Appellant does not seek withdrawal of his plea; he seeks a reduction of his sentence to the presumptive guideline sentence of 78 months, a reformation of the plea agreement to which the law does not entitle him.  But where a defendant does not seek to withdraw his plea, an appellate court will not impose this remedy upon him.  See State v. Garcia, 582 N.W.2d 879, 882(Minn. 1998) (finding grounds to withdraw plea but leaving choice to defendant to withdraw plea or to “continue to be bound by the original plea agreement, as amended”).
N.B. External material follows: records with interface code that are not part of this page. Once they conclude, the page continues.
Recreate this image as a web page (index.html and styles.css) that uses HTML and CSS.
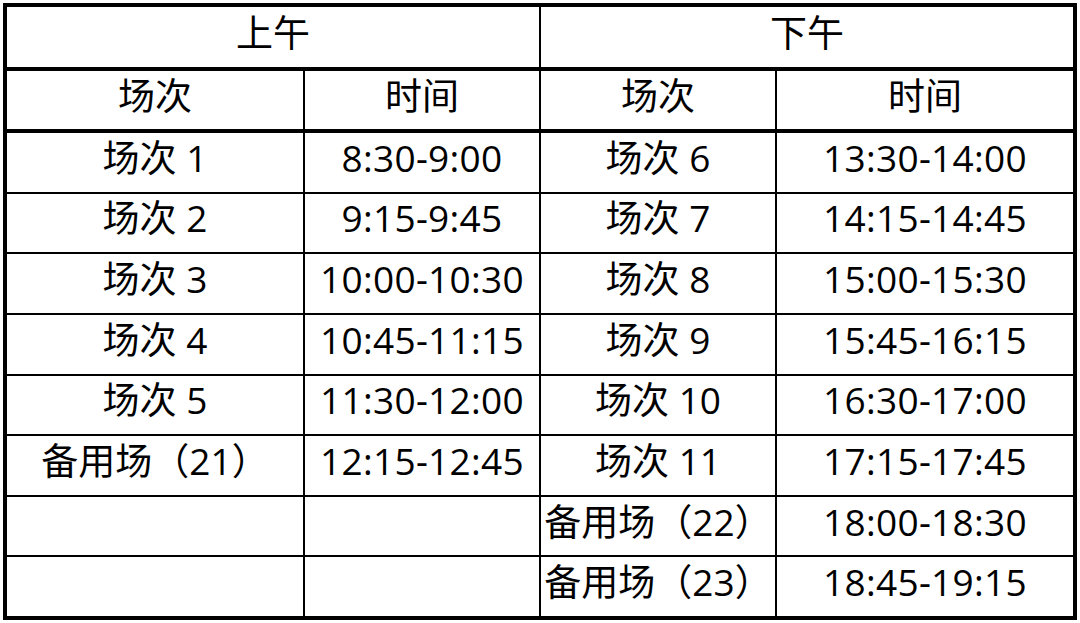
FILE: index.html
```html
<!DOCTYPE html>
<html lang="zh-CN">
<head>
<meta charset="utf-8">
<title>场次时间表</title>
<link rel="stylesheet" href="styles.css">
</head>
<body>
<div class="frame">
<table class="schedule">
<colgroup>
<col class="c1"><col class="c2"><col class="c3"><col class="c4">
</colgroup>
<tr class="head">
<td colspan="2" class="r">上午</td>
<td colspan="2">下午</td>
</tr>
<tr class="head">
<td class="r">场次</td><td class="r">时间</td><td class="r">场次</td><td>时间</td>
</tr>
<tr class="row"><td class="r">场次 1</td><td class="r t">8:30-9:00</td><td class="r">场次 6</td><td class="t">13:30-14:00</td></tr>
<tr class="row"><td class="r">场次 2</td><td class="r t">9:15-9:45</td><td class="r">场次 7</td><td class="t">14:15-14:45</td></tr>
<tr class="row"><td class="r">场次 3</td><td class="r t">10:00-10:30</td><td class="r">场次 8</td><td class="t">15:00-15:30</td></tr>
<tr class="row"><td class="r">场次 4</td><td class="r t">10:45-11:15</td><td class="r">场次 9</td><td class="t">15:45-16:15</td></tr>
<tr class="row"><td class="r">场次 5</td><td class="r t">11:30-12:00</td><td class="r">场次 10</td><td class="t">16:30-17:00</td></tr>
<tr class="row"><td class="r">备用场（21）</td><td class="r t">12:15-12:45</td><td class="r">场次 11</td><td class="t">17:15-17:45</td></tr>
<tr class="row"><td class="r"></td><td class="r"></td><td class="r">备用场（22）</td><td class="t">18:00-18:30</td></tr>
<tr class="row last"><td class="r"></td><td class="r"></td><td class="r">备用场（23）</td><td class="t">18:45-19:15</td></tr>
</table>
</div>
</body>
</html>
```

FILE: styles.css
```css
html, body {
  margin: 0;
  padding: 0;
  background: #ffffff;
}

body {
  width: 1080px;
  height: 623px;
  overflow: hidden;
  font-family: "Open Sans", "Noto Sans CJK SC", sans-serif;
  color: #000000;
}

.frame {
  margin: 3px 0 0 3px;
  width: 1066px;
  height: 609px;
  border: 4px solid #000000;
}

.schedule {
  width: 1066px;
  border-collapse: separate;
  border-spacing: 0;
  table-layout: fixed;
}

.c1 { width: 298px; }
.c2 { width: 236px; }
.c3 { width: 236px; }
.c4 { width: 296px; }

.schedule td {
  box-sizing: border-box;
  padding: 0 0 10px 0;
  text-align: center;
  vertical-align: middle;
  font-size: 37px;
  line-height: 1;
  white-space: nowrap;
  border-bottom: 2px solid #000000;
}

.schedule td.t {
  letter-spacing: 0.3px;
}

.schedule td.r {
  border-right: 2px solid #000000;
}

.head td {
  border-bottom-width: 4px;
}

.head:first-child td {
  height: 64px;
}

.head + .head td {
  height: 62px;
}

.row td {
  height: 60.625px;
}

.row.last td {
  height: 58.625px;
  border-bottom: none;
}
```
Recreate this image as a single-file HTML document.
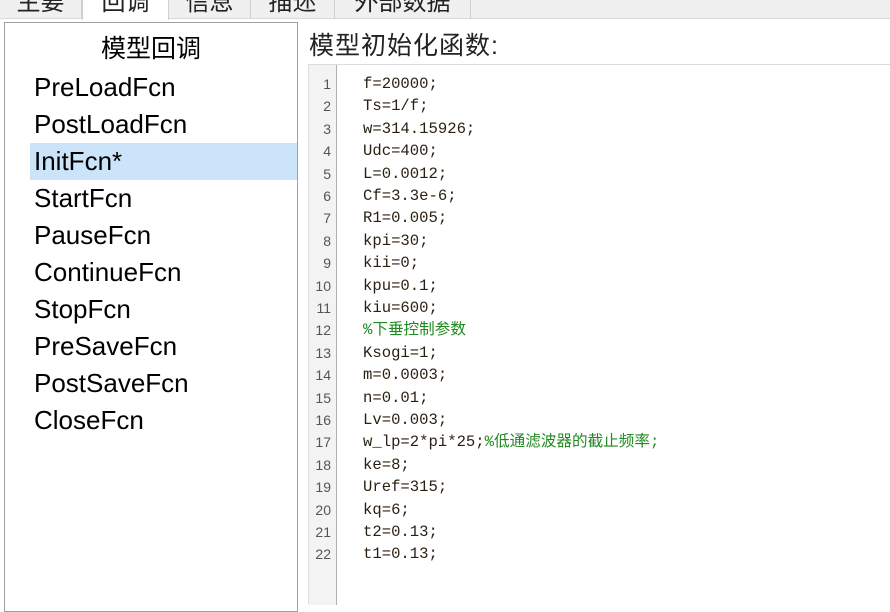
<!DOCTYPE html>
<html><head><meta charset="utf-8"><style>
*{margin:0;padding:0;box-sizing:border-box}
body{width:890px;height:602px;background:#fff;overflow:hidden;position:relative;font-family:"Liberation Sans","Noto Sans CJK SC",sans-serif}
.tabbar{position:absolute;left:0;top:0;width:890px;height:19px;background:#f0f0f0;border-bottom:1px solid #d9d9d9}
.tab{position:absolute;top:-10px;height:29px;font-size:24px;line-height:26px;text-align:center;color:#222;border-right:1px solid #d0d0d0;overflow:hidden}
.tab.sel{background:#fff;height:30px;border-left:1px solid #d0d0d0}
.left{position:absolute;left:4px;top:22px;width:294px;height:590px;border:1px solid #a0a0a0}
.title{position:absolute;left:0;width:292px;top:30px;text-align:center;font-size:25px;color:#000}
.item{position:absolute;left:25px;right:0;height:37px;font-size:26px;line-height:37px;color:#000;padding-left:4px}
.item.sel{background:#cce4fa}
.h2{position:absolute;left:309px;top:26px;font-size:25px;color:#222;letter-spacing:1px}
.ed{position:absolute;left:308px;top:64px;width:582px;height:540px;border-top:1px solid #dcdcdc;border-left:1px solid #dcdcdc}
.gut{position:absolute;left:0;top:0;width:28px;height:540px;background:#f3f3f3;border-right:1px solid #b0b0b0}
.ln{position:absolute;right:6px;font-family:"Liberation Sans",sans-serif;font-size:14px;line-height:20px;color:#555;text-align:right}
.cl{position:absolute;left:54px;font-family:"Liberation Mono","Noto Sans CJK SC",monospace;font-size:15.6px;line-height:20px;height:20px;color:#2a1f10;white-space:pre}
.g{color:#1f8a1f}
</style></head><body>
<div class="tabbar"></div>
<div class="tab" style="left:0;width:82px">主要</div>
<div class="tab sel" style="left:82px;width:87px">回调</div>
<div class="tab" style="left:169px;width:82px">信息</div>
<div class="tab" style="left:251px;width:84px">描述</div>
<div class="tab" style="left:335px;width:136px">外部数据</div>
<div class="left">
<div class="title" style="top:6px">模型回调</div>
<div class="item" style="top:46px">PreLoadFcn</div>
<div class="item" style="top:83px">PostLoadFcn</div>
<div class="item sel" style="top:120px">InitFcn*</div>
<div class="item" style="top:157px">StartFcn</div>
<div class="item" style="top:194px">PauseFcn</div>
<div class="item" style="top:231px">ContinueFcn</div>
<div class="item" style="top:268px">StopFcn</div>
<div class="item" style="top:305px">PreSaveFcn</div>
<div class="item" style="top:342px">PostSaveFcn</div>
<div class="item" style="top:379px">CloseFcn</div>
</div>
<div class="h2">模型初始化函数:</div>
<div class="ed"><div class="gut"></div>
<div id="c"></div>
</div>
<script>
var L=["f=20000;","Ts=1/f;","w=314.15926;","Udc=400;","L=0.0012;","Cf=3.3e-6;","R1=0.005;","kpi=30;","kii=0;","kpu=0.1;","kiu=600;","<span class=g>%下垂控制参数</span>","Ksogi=1;","m=0.0003;","n=0.01;","Lv=0.003;","w_lp=2*pi*25;<span class=g>%低通滤波器的截止频率;</span>","ke=8;","Uref=315;","kq=6;","t2=0.13;","t1=0.13;"];
var h="";for(var i=0;i<L.length;i++){var t=9+i*22.4;h+='<div class="ln" style="top:'+t+'px;left:0;width:22px">'+(i+1)+'</div><div class="cl" style="top:'+t+'px">'+L[i]+'</div>';}
document.getElementById("c").innerHTML=h;
</script>
</body></html>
Here, appellant's sentence was part of an “intricate plea agreement.”  Misquadace,629 N.W.2d at 491.  Modifying the sentence would, in effect, undo the plea agreement, allowing appellant to receive the benefit of the plea agreement—the dropping of multiple charges — while escaping the consequences he agreed to—an increase from the presumed sentence for the second-degree substance charge.

A court may impose a sentence for a term up to the length determined in the plea agreement if the sentence is lawfully supported by the record and the court recorded the reasons on the record. State v. Pieri, 461 N.W.2d 398, 401 (Minn. App. 1990). We therefore remand to allow the district court to resentence appellant and provide written reasons for the upward durational departure.  Only if the district court were to resentence appellant to a sentence longer than the agreed-on 91 months would appellant be entitled to withdraw his guilty plea.  See Perkins v. State, 559 N.W.2d 678, 687 (Minn. 1997).

Reversed and remanded.


* Retired judge of the district court, serving as judge of the Minnesota Court of Appeals by appointment pursuant to Minn. Const. art. VI, § 10.

[1] “Boot camp” refers to the Challenge Incarceration Program which allows some prisoners the option of early release. See Minn. Stat. §§ 244.17-.173 (2000).

[2]  In her dissent, Judge Lansing disagreed with the majority that Minn. Stat. § 244.09, subd. 5, overrules Givens  and argued that, under IgivensI, a defendnat’s agreement to a sentence outside of the guidelines is an adequate reason for a departure.  Misquadace, 629 N.W.2d at 492-93.